169. With almost every sector of the economy expecting a special treatment, our Income-tax Act has become a vast compilation of exemptions. Income is income and should be taxed. There should be no permanent exemptions. With this in view, I want to make a beginning towards rationalising the existing system of concessions and exemptions. Export earnings of various kinds presently enjoy exemptions from income-tax ranging from 50% to 100% of income. I have, therefore, decided to phase out these concessions over a period of five years. To begin with, I am withdrawing these concessions by 20% from the financial year 2000-2001, and by 20% each subsequent year till they reach a zero level. I would add that exporters would continue to enjoy exemption from MAT till the full phase out. The revenues garnered from this rationalization measure will help to finance universalization of primary education and other investments in human resources.
170. My rationalisation measures also include the following:
Trusts running educational institutions and hospitals will not be denied exemption even if their trustees avail medical and educational facilities from them. Such benefit alone will be taxed.
Investments made in public sector companies will continue to be eligible investments for trusts, for a certain period after the disinvestment by the Government even after these companies stop being public sector companies.
Interest for delayed payment of dividend tax and tax on distributed profits by mutual funds and UTI will be reduced from 2% per month to 1.5% per month.
Exemption of allowances received by employees will be raised in conformity with the recommendations of the Fifth Pay Commission.
Limit of gross receipts for compulsory maintenance of books by professionals will be enhanced from Rs.60,000 to Rs.1,50,000.
Advisory limit for disposal of departmental appeals by Appellate Tribunal will be provided for in law.
171. To sum up, Mr. Speaker, Sir, as a result of various proposals made in this budget on the direct taxes, the estimated revenue in 2000-2001 would be Rs.72,105 crore, including the component of additional resource mobilisation of Rs.5,080 crore.
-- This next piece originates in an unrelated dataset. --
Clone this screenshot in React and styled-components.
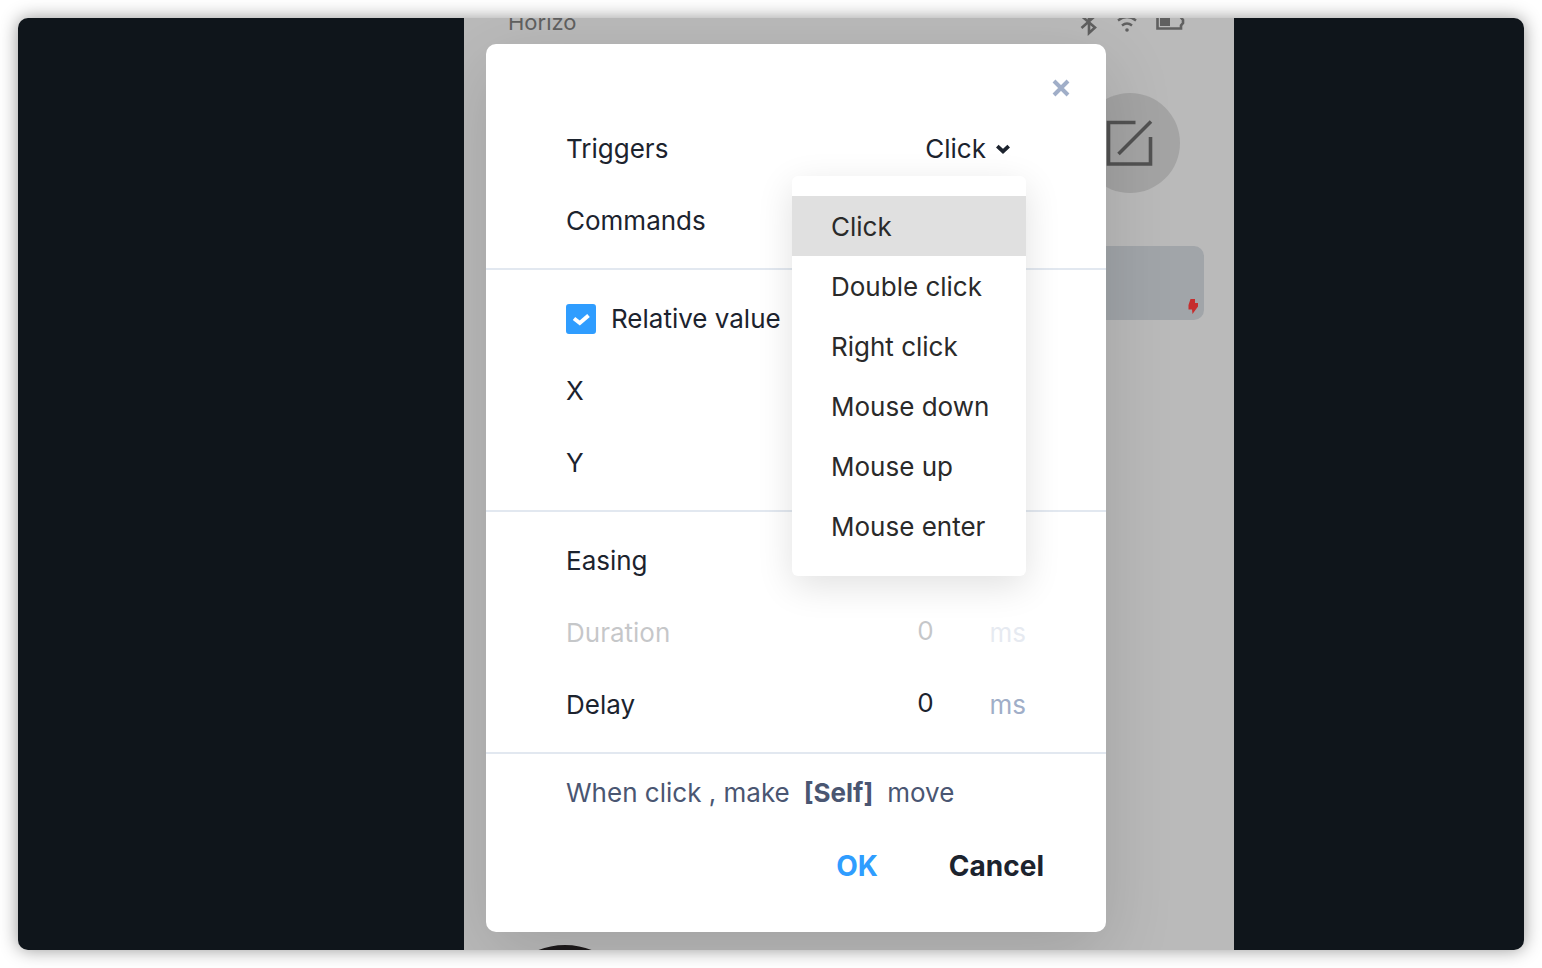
import React, { useState } from "react";
import styled, { createGlobalStyle } from "styled-components";

const GlobalStyle = createGlobalStyle`
  * {
    box-sizing: border-box;
  }

  body {
    background-color: #ffffff;
    color: #1c232e;
    font-family: Inter, "Liberation Sans", sans-serif;
    font-size: 26px;
    line-height: 32px;
    margin: 0;
  }

  button, input, select {
    background: none;
    border: 0;
    color: inherit;
    font: inherit;
    margin: 0;
    outline: 0;
    padding: 0;
  }
`;

const Page = styled.div`
  display: flex;
  min-height: 100vh;
  padding: 18px;
`;

const Workspace = styled.main`
  background-color: #0f151b;
  border-radius: 10px;
  box-shadow: 0 0 18px rgba(0, 0, 0, 0.42);
  display: grid;
  flex: 1;
  grid-template-columns: 446fr 770fr 290fr;
  overflow: hidden;
`;

const Artboard = styled.section`
  background-color: #bababa;
  display: flex;
  flex-direction: column;
  grid-column: 2;
  overflow: hidden;
  position: relative;
`;

const StatusBar = styled.div`
  align-items: center;
  color: #606060;
  display: flex;
  font-size: 22px;
  justify-content: space-between;
  line-height: 28px;
  margin-top: -10px;
  padding: 0 49px 0 44px;
`;

const StatusIcons = styled.div`
  align-items: center;
  display: flex;
  gap: 17px;
`;

const EditCircle = styled.div`
  align-self: flex-end;
  background-color: #a4a4a4;
  border-radius: 50%;
  display: grid;
  height: 100px;
  margin: 57px 54px 0 0;
  place-items: center;
  width: 100px;
`;

const Block = styled.div`
  align-items: flex-end;
  background-color: #a1a5a9;
  border-radius: 10px;
  display: flex;
  height: 74px;
  justify-content: flex-end;
  margin: 53px 30px 0;
  padding: 5px;
`;

const AvatarSlot = styled.div`
  flex: 1;
  min-height: 0;
  padding: 625px 0 0 28px;
`;

const Avatar = styled.div`
  background-color: #1d191a;
  border-radius: 50%;
  height: 146px;
  margin-bottom: -141px;
  width: 146px;
`;

const Dialog = styled.form`
  background-color: #ffffff;
  border-radius: 10px;
  box-shadow: 0 20px 70px rgba(0, 0, 0, 0.14);
  left: 22px;
  max-width: calc(100% - 44px);
  position: absolute;
  top: 26px;
  width: 620px;
`;

const DialogHeader = styled.div`
  display: flex;
  height: 69px;
  justify-content: flex-end;
  padding: 34px 35px 0 0;
`;

const CloseButton = styled.button`
  cursor: pointer;
  display: grid;
  height: 20px;
  place-items: center;
  width: 20px;
`;

const Section = styled.div`
  border-bottom: 2px solid #e2e8f0;
  padding: ${(props) => (props.$first ? "0 80px 11px" : "13px 80px 11px")};
`;

const Row = styled.div`
  align-items: center;
  display: flex;
  height: 72px;
  justify-content: space-between;
  opacity: ${(props) => (props.$disabled ? 0.25 : 1)};
  position: relative;
`;

const CheckLabel = styled.label`
  align-items: center;
  display: flex;
  gap: 15px;
`;

const CheckBox = styled.span`
  display: grid;
  place-items: center;

  & > * {
    grid-area: 1 / 1;
  }

  svg {
    pointer-events: none;
  }
`;

const CheckInput = styled.input`
  appearance: none;
  border: 2px solid #2f9dff;
  border-radius: 3px;
  height: 30px;
  width: 30px;

  &:checked {
    background-color: #2f9dff;
  }
`;

const Picker = styled.div`
  align-items: center;
  display: flex;
  gap: 10px;
  padding-right: 16px;
`;

const PickerSelect = styled.select`
  appearance: none;
  field-sizing: content;
`;

const Menu = styled.ul`
  background-color: #ffffff;
  border-radius: 6px;
  box-shadow: 0 10px 36px rgba(0, 0, 0, 0.12);
  list-style: none;
  margin: 0;
  padding: 20px 0;
  position: absolute;
  right: 0;
  top: 63px;
  width: 234px;
  z-index: 2;
`;

const MenuItem = styled.button`
  background-color: ${(props) => (props.$active ? "#e0e0e0" : "transparent")};
  color: #2a2a2a;
  cursor: pointer;
  height: 60px;
  padding: 2px 0 0 39px;
  text-align: left;
  width: 100%;
`;

const Field = styled.div`
  align-items: center;
  display: flex;
  gap: 24px;
`;

const NumberInput = styled.input`
  padding-bottom: 4px;
  text-align: center;
  width: 80px;
`;

const Unit = styled.span`
  color: #a0aec8;
`;

const Summary = styled.p`
  align-items: center;
  color: #4a5672;
  display: flex;
  gap: 14px;
  height: 78px;
  margin: 0;
  padding: 0 80px;
`;

const Footer = styled.div`
  align-items: center;
  display: flex;
  font-size: 28px;
  gap: 71px;
  height: 100px;
  justify-content: flex-end;
  padding: 0 62px 32px 0;
`;

const Action = styled.button`
  color: ${(props) => (props.$primary ? "#2f9dff" : "#1c232e")};
  cursor: pointer;
  font-weight: 700;
`;

const TRIGGERS = [
  "Click",
  "Double click",
  "Right click",
  "Mouse down",
  "Mouse up",
  "Mouse enter",
];

const BluetoothIcon = () => (
  <svg width="20" height="28" viewBox="0 0 20 28" fill="none" stroke="currentColor" strokeWidth="2.6">
    <path d="M2.5 8 L16 19.5 L10 25 V3 L16 8 L2.5 20" />
  </svg>
);

const WifiIcon = () => (
  <svg width="22" height="28" viewBox="0 0 22 28" fill="none" stroke="currentColor" strokeWidth="2.4">
    <path d="M2 12.5 Q11 5.5 20 12.5" />
    <path d="M6 17.5 Q11 13.5 16 17.5" />
    <circle cx="11" cy="22" r="1.8" fill="currentColor" stroke="none" />
  </svg>
);

const BatteryIcon = () => (
  <svg width="30" height="28" viewBox="0 0 30 28" fill="none" stroke="currentColor" strokeWidth="2.6">
    <path d="M2.5 6.5 H26 V9.5 L28 12 V15 L26 17.5 V20.5 H2.5 Z" />
    <path d="M5 8 H15 V18 H5 Z" fill="currentColor" stroke="none" />
  </svg>
);

const EditIcon = () => (
  <svg width="48" height="48" viewBox="0 0 48 48" fill="none" stroke="#525252" strokeWidth="3.6">
    <path d="M29.5 3.5 H2.5 V45 H44.5 V18" />
    <path d="M12.5 35 L45 2.5" />
  </svg>
);

const BoltIcon = () => (
  <svg width="12" height="17" viewBox="0 0 12 17">
    <path d="M3.5 1 H8 L8 5 H11 V8.5 L5.5 16 L5 11.5 H1.5 V7 Z" fill="#c62d2d" />
  </svg>
);

const CloseIcon = () => (
  <svg width="20" height="20" viewBox="0 0 20 20" fill="none" stroke="#a0aec8" strokeWidth="4">
    <path d="M3 3 L17 17 M17 3 L3 17" />
  </svg>
);

const ChevronIcon = () => (
  <svg width="14" height="10" viewBox="0 0 14 10" fill="none" stroke="#1c232e" strokeWidth="3.8">
    <path d="M1.3 2.2 L7 7.4 L12.7 2.2" />
  </svg>
);

const CheckIcon = () => (
  <svg width="18" height="14" viewBox="0 0 18 14" fill="none" stroke="#ffffff" strokeWidth="4">
    <path d="M2 6.5 L7.8 11 L16.5 3.5" />
  </svg>
);

const TimeRow = ({ id, label, disabled }) => {
  return (
    <Row $disabled={disabled}>
      <label htmlFor={id}>{label}</label>
      <Field>
        <NumberInput id={id} type="text" defaultValue="0" disabled={disabled} />
        <Unit>ms</Unit>
      </Field>
    </Row>
  );
};

const App = () => {
  const [trigger, setTrigger] = useState("Click");

  return (
    <>
      <GlobalStyle />
      <Page>
        <Workspace>
          <Artboard>
            <StatusBar>
              <span>Horizo</span>
              <StatusIcons>
                <BluetoothIcon />
                <WifiIcon />
                <BatteryIcon />
              </StatusIcons>
            </StatusBar>
            <EditCircle>
              <EditIcon />
            </EditCircle>
            <Block>
              <BoltIcon />
            </Block>
            <AvatarSlot>
              <Avatar />
            </AvatarSlot>

            <Dialog onSubmit={(e) => e.preventDefault()}>
              <DialogHeader>
                <CloseButton type="button" aria-label="Close">
                  <CloseIcon />
                </CloseButton>
              </DialogHeader>

              <Section $first>
                <Row>
                  <label htmlFor="trigger">Triggers</label>
                  <Picker>
                    <PickerSelect
                      id="trigger"
                      value={trigger}
                      onChange={(e) => setTrigger(e.target.value)}
                    >
                      {TRIGGERS.map((t) => (
                        <option key={t}>{t}</option>
                      ))}
                    </PickerSelect>
                    <ChevronIcon />
                  </Picker>
                  <Menu>
                    {TRIGGERS.map((t) => (
                      <li key={t}>
                        <MenuItem
                          type="button"
                          $active={t === trigger}
                          onClick={() => setTrigger(t)}
                        >
                          {t}
                        </MenuItem>
                      </li>
                    ))}
                  </Menu>
                </Row>
                <Row>
                  <span>Commands</span>
                </Row>
              </Section>

              <Section>
                <Row>
                  <CheckLabel>
                    <CheckBox>
                      <CheckInput type="checkbox" defaultChecked />
                      <CheckIcon />
                    </CheckBox>
                    Relative value
                  </CheckLabel>
                </Row>
                <Row>
                  <label htmlFor="x">X</label>
                  <NumberInput id="x" type="text" />
                </Row>
                <Row>
                  <label htmlFor="y">Y</label>
                  <NumberInput id="y" type="text" />
                </Row>
              </Section>

              <Section>
                <Row>
                  <span>Easing</span>
                </Row>
                <TimeRow id="duration" label="Duration" disabled />
                <TimeRow id="delay" label="Delay" />
              </Section>

              <Summary>
                <span>When click , make</span>
                <strong>[Self]</strong>
                <span>move</span>
              </Summary>

              <Footer>
                <Action type="submit" $primary>
                  OK
                </Action>
                <Action type="button">Cancel</Action>
              </Footer>
            </Dialog>
          </Artboard>
        </Workspace>
      </Page>
    </>
  );
};

export default App;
172. Mr. Speaker, Sir, with these proposals I estimate total tax revenue receipts for the Centre at Rs.1,46,209 crore and the fiscal deficit at Rs.1,11,275 crore or 5.1% of GDP. I could have sought a deeper cut in the fiscal deficit, but a substantially higher level of revenue mobilization would have hurt the industrial recovery under way at present. Thus, in the short-run, I had to carefully balance the need for fiscal consolidation with the need to nurture the recovery phase of a growth cycle. I hope this august House will support the balance I have struck in this budget.
173. Growth is not just an end in itself. It is the critical vehicle for increasing employment and raising the living standards of our people, especially of the poorest. Sustained, broad-based growth, combined with all our programmes for accelerating rural development, building roads, promoting housing, boosting knowledge-based industries and enhancing the quality of human resources, will impart a strong impetus to employment expansion. There can be no better cure for the problem of poverty than this in our country.
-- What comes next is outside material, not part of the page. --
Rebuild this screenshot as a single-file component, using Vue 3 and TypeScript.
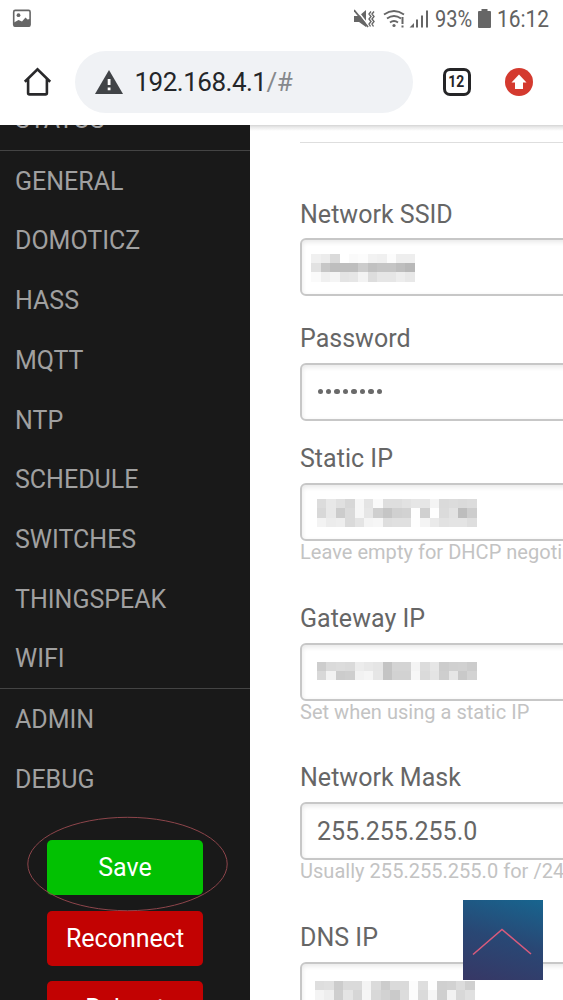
<script setup lang="ts">
interface Mosaic {
  x: number
  y: number
  rows: number[][]
}
interface Field {
  label: string
  gap: string
  value?: string
  password?: boolean
  hint?: string
  mosaic?: Mosaic
}

const cell = 9.4
const mainItems: string[] = ['GENERAL', 'DOMOTICZ', 'HASS', 'MQTT', 'NTP', 'SCHEDULE', 'SWITCHES', 'THINGSPEAK', 'WIFI']
const systemItems: string[] = ['ADMIN', 'DEBUG']

const fields: Field[] = [
  {
    label: 'Network SSID', gap: 'first',
    mosaic: { x: 9.3, y: 14.6, rows: [
      [240, 236, 218, 255, 250, 252, 242, 240, 252, 238, 238],
      [226, 199, 190, 190, 190, 204, 193, 197, 197, 190, 184],
      [250, 240, 245, 228, 230, 243, 221, 230, 230, 237, 232],
    ] },
  },
  { label: 'Password', gap: 'second', password: true },
  {
    label: 'Static IP', gap: 'third', hint: 'Leave empty for DHCP negotiation',
    mosaic: { x: 15, y: 14.8, rows: [
      [220, 232, 224, 215, 246, 228, 250, 222, 222, 226, 230, 230, 244, 218, 220, 218, 220],
      [216, 232, 204, 218, 246, 230, 207, 197, 208, 210, 254, 208, 254, 219, 226, 189, 205],
      [243, 236, 238, 218, 228, 244, 246, 222, 224, 224, 254, 244, 234, 226, 228, 228, 222],
    ] },
  },
  {
    label: 'Gateway IP', gap: 'hinted', hint: 'Set when using a static IP',
    mosaic: { x: 15, y: 17.5, rows: [
      [205, 218, 220, 218, 236, 232, 229, 196, 212, 212, 244, 220, 230, 204, 208, 209, 204],
      [216, 242, 204, 206, 242, 245, 230, 196, 210, 210, 247, 218, 228, 206, 230, 201, 211],
    ] },
  },
  { label: 'Network Mask', gap: 'hinted', value: '255.255.255.0', hint: 'Usually 255.255.255.0 for /24 networks' },
  {
    label: 'DNS IP', gap: 'hinted',
    mosaic: { x: 13, y: 18, rows: [
      [222, 224, 204, 218, 218, 244, 219, 204, 218, 218, 252, 222, 254, 208, 210, 220, 208],
      [244, 238, 206, 228, 214, 246, 216, 210, 202, 220, 252, 218, 246, 207, 242, 216, 224],
      [244, 238, 206, 228, 214, 246, 216, 210, 202, 220, 252, 218, 246, 207, 242, 216, 224],
    ] },
  },
]

const grey = (v: number): string => `rgb(${v},${v},${v})`
</script>

<template>
  <div class="screen">
    <header class="chrome">
      <div class="status">
        <svg class="picture" width="20" height="20" viewBox="0 0 20 20">
          <rect x="1.7" y="1.4" width="16.4" height="15.8" rx="1.5" fill="#fff" stroke="#666" stroke-width="1.6" />
          <circle cx="6.5" cy="6.2" r="1.9" fill="#666" />
          <path d="M2 13.5l4.5-2.5 3.5 1.5 3.5-4 2 2 2.5-.5v7.5H2z" fill="#666" />
        </svg>
        <svg class="signals" width="78" height="22" viewBox="0 0 78 22">
          <g fill="none" stroke="#666" stroke-width="1.6">
            <path d="M0 7h5l7-6v17l-7-5H0z" fill="#666" stroke="none" />
            <path d="M2 0l13 17" stroke="#fff" stroke-width="1.6" />
            <path d="M0 1l14 17" stroke-width="1.8" />
            <path d="M17 2.5l-2 2.5 2 2.5-2 2.5 2 2.5-2 2.5 1.5 2.5M20 2.5l-2 2.5 2 2.5-2 2.5 2 2.5-2 2.5 1.5 2.5" stroke-width="1.4" />
            <path d="M30 5.5Q40-1.5 50 5.5M33 9.5q7-5 14 0M36 13.5q4-3 8 0" stroke-width="1.8" />
            <path d="M48.5 8v7M48.5 16.5v2" stroke-width="2" />
          </g>
          <circle cx="40" cy="16.5" r="1.6" fill="#666" />
          <path d="M55.5 18.5l4.5-4.5v4.5zM62 10.5h2v8h-2zM67 6.5h2v12h-2zM72 1.5h2v17h-2z" fill="#666" />
        </svg>
        <span class="percent">93%</span>
        <svg class="battery" width="13" height="19" viewBox="0 0 13 19"><path d="M3.5 0h6v2H12q1 0 1 1v15q0 1-1 1H1q-1 0-1-1V3q0-1 1-1h2.5z" fill="#666" /></svg>
        <span class="clock">16:12</span>
      </div>
      <div class="toolbar">
        <svg class="home" width="30" height="30" viewBox="0 0 30 30">
          <path d="M1.8 14.8L14.5 2.3l12.7 12.5M5.1 12v14q0 1.4 1.4 1.4h16q1.4 0 1.4-1.4V12" fill="none" stroke="#29292b" stroke-width="2.6" />
        </svg>
        <div class="address">
          <svg width="28" height="24" viewBox="0 0 28 24">
            <path d="M14 0l14 24H0z" fill="#414447" />
            <path d="M12.7 9h2.8v6h-2.8zM12.7 17.5h2.8v2.8h-2.8z" fill="#fff" />
          </svg>
          <span class="url">192.168.4.1<i>/#</i></span>
        </div>
        <div class="tabs"><span>12</span></div>
        <svg class="update" width="28" height="28" viewBox="0 0 28 28">
          <circle cx="14" cy="14" r="14" fill="#d43a2f" />
          <path d="M14 6.5l7.5 8H18V21h-8v-6.5H6.5z" fill="#fff" />
        </svg>
      </div>
    </header>

    <div class="page">
      <aside class="sidebar">
        <nav>
          <a class="item hidden-top">STATUS</a>
          <div class="group">
            <a v-for="item in mainItems" :key="item" class="item">{{ item }}</a>
          </div>
          <div class="group">
            <a v-for="item in systemItems" :key="item" class="item">{{ item }}</a>
          </div>
        </nav>
        <div class="buttons">
          <div class="button save">Save</div>
          <div class="button">Reconnect</div>
          <div class="button">Reboot</div>
          <svg class="ring" width="202" height="96" viewBox="0 0 202 96">
            <ellipse cx="100.5" cy="48" rx="99.7" ry="46.7" fill="none" stroke="#8d454b" stroke-width="1" />
          </svg>
        </div>
      </aside>
      <main class="content">
        <hr />
        <section v-for="field in fields" :key="field.label" class="field" :class="field.gap">
          <label>{{ field.label }}</label>
          <div class="input">
            <span v-if="field.value" class="value">{{ field.value }}</span>
            <span v-if="field.password" class="dots"><b v-for="n in 8" :key="n" /></span>
            <svg v-if="field.mosaic" width="262" height="56" viewBox="0 0 262 56" shape-rendering="crispEdges">
              <g :transform="`translate(${field.mosaic.x} ${field.mosaic.y})`">
                <template v-for="(row, r) in field.mosaic.rows" :key="r">
                  <rect v-for="(v, c) in row" :key="c" :x="c * cell" :y="r * cell" :width="cell" :height="cell" :fill="grey(v)" />
                </template>
              </g>
            </svg>
          </div>
          <p v-if="field.hint">{{ field.hint }}</p>
        </section>
      </main>
    </div>

    <div class="to-top">
      <svg width="80" height="80" viewBox="0 0 80 80"><path d="M10 54.5L39 29.5 68 54" fill="none" stroke="#d85b7c" stroke-width="1.6" /></svg>
    </div>
  </div>
</template>

<style>
body { margin: 0; overflow: hidden; }
</style>
<style scoped>
* { box-sizing: border-box; }
.screen { position: relative; width: 563px; height: 1000px; overflow: hidden; background: #fff; font-family: Roboto, sans-serif; display: flex; flex-direction: column; }
.chrome { height: 125px; flex: none; background: #fff; }
.status { display: flex; height: 40px; padding: 9px 0 0 12px; color: #626262; font-size: 23px; line-height: 22px; }
.signals { margin-left: 322px; }
.percent { width: 38px; margin-left: 3px; white-space: nowrap; transform: scaleX(.87); transform-origin: left; }
.battery { margin-left: 5px; }
.clock { margin-left: 6px; white-space: nowrap; transform: scaleX(.91); transform-origin: left; }
.toolbar { display: flex; align-items: center; height: 63px; margin-top: 10px; padding-left: 23px; }
.home { margin-right: 22px; }
.address { width: 338px; height: 62px; border-radius: 31px; background: #f0f2f5; display: flex; align-items: center; padding-left: 20px; }
.url { font-size: 26px; letter-spacing: -.5px; margin-left: 11.5px; color: #242629; }
.url i { font-style: normal; color: #86898c; }
.tabs { width: 28px; height: 28px; margin-left: 29.5px; border: 3px solid #252527; border-radius: 7px; font-size: 16px; font-weight: 700; line-height: 22px; color: #252527; display: flex; justify-content: center; }
.tabs span { transform: scaleX(.87); }
.update { margin-left: 34px; }
.page { display: flex; height: 875px; overflow: hidden; }
.sidebar { width: 250px; flex: none; background: #191919; }
.item { display: block; height: 59.7px; line-height: 61.6px; padding-left: 15px; font-size: 25px; color: #a0a0a0; }
.item.hidden-top { margin-top: -34.9px; line-height: 59px; }
.group { border-top: 1px solid #444; }
.buttons { position: relative; padding: 31.6px 47px 0; }
.button { width: 156px; height: 55px; line-height: 55px; margin-bottom: 15.6px; border-radius: 5px; background: #c20202; color: #fff; font-size: 25px; text-align: center; }
.save { background: #02c102; }
.ring { position: absolute; left: 27px; top: 7.6px; }
.content { width: 313px; padding-left: 50px; overflow: hidden; background: linear-gradient(#d4d4d4, #e8e8e8 2px, #fff 6px); }
hr { margin: 17px 0 0; border: 0; height: 1px; background: #dedede; }
.field { width: 400px; color: #666; }
.first { height: 124.5px; margin-top: 56px; }
.first label { padding-top: 1px; }
.second { height: 120px; }
.third { height: 160px; }
.hinted { height: 159.5px; }
label { display: block; height: 39.2px; line-height: 30px; font-size: 25px; letter-spacing: .02px; }
.input { height: 58px; border: 2px solid #c7c7c7; border-radius: 6px; box-shadow: inset 0 2px 5px #e7e7e7; display: flex; align-items: center; }
.input svg { display: block; flex: none; align-self: flex-start; margin: -1px 0 0; }
.value { padding-left: 15px; font-size: 25px; }
.dots { display: flex; gap: 3.4px; padding-left: 15.5px; }
.dots b { width: 5.1px; height: 5.1px; border-radius: 50%; background: #6a6a6a; }
p { margin: 0; font-size: 20px; line-height: 23px; color: #c3c3c3; white-space: nowrap; letter-spacing: .03px; }
.to-top { position: absolute; left: 463px; top: 900px; width: 80px; height: 80px; background: linear-gradient(15deg, #373765, #294774 50%, #17658f); }
</style>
174. Sir, the millenium has heralded the arrival of the Indian economy on the global stage. In two short years, we have shown that Indian talent and Indian effort is second to none. In two short years we have ensured that "made in India" is a compliment for any product or service. In two short years we have sent notice to the world that India will be an economic superpower in the 21st century. The world’s eyes are now upon us, and we will deliver.
175. Mr. Speaker, Sir, with these words, I commend the budget to this august House.